Il serait en outre injuste de rapporter à Cuvier seul les conquêtes géologiques, enregistrées sous son nom dans les ouvrages modernes ; il a été aidé dans ces découvertes par d’autres savans considérables. Depuis M. Brongniart, qui associa modestement ses travaux à ceux de notre grand chef d’école, jusqu’à M. Élie de Beaumont, qui est venu, dans un simple mémoire, dresser l’acte de naissance de la terre et apprendre leur âge aux montagnes, nombre de fortes et courageuses intelligences ont contribué, dans ces derniers temps, à faire descendre la lumière sur les restes ténébreux d’une création rentrée dans le voile du néant.

  1. Je me trouvais au Muséum, un jour qu’on apporta le modèle d’un os de dynotherium gyganteum, récemment découvert dans une fouille.
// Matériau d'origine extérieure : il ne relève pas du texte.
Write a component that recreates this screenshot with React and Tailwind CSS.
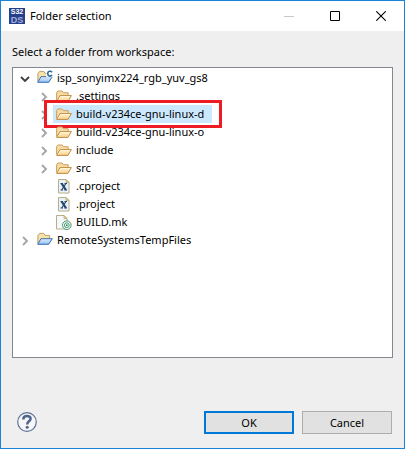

Ce formidable débris antédiluvien excita par sa grosseur une curiosité très vive. Mais l’impression ne fut pas la même pour tous les assistants. Tandis que les professeurs s’entretenaient entre eux, le grave naturaliste demeura plongé dans une rêverie immense ; à l’aide de ce fossile, il reconstruisait mentalement l’animal tout entier, puis le milieu primitif dans lequel une telle muse était destinée à vivre. Les autres savans voyaient dans cette pièce énorme un os remarquable ; M. Geoffroy Saint-Hilaire y voyait un monde. Ce naturaliste philosophe est vraiment l’auteur de l’idée de la succession des êtres, faussement attribuée à Cuvier, après sa mort. Cuvier croyait au contraire à une création unique dont les membres se seraient seulement déplacés sur le globe.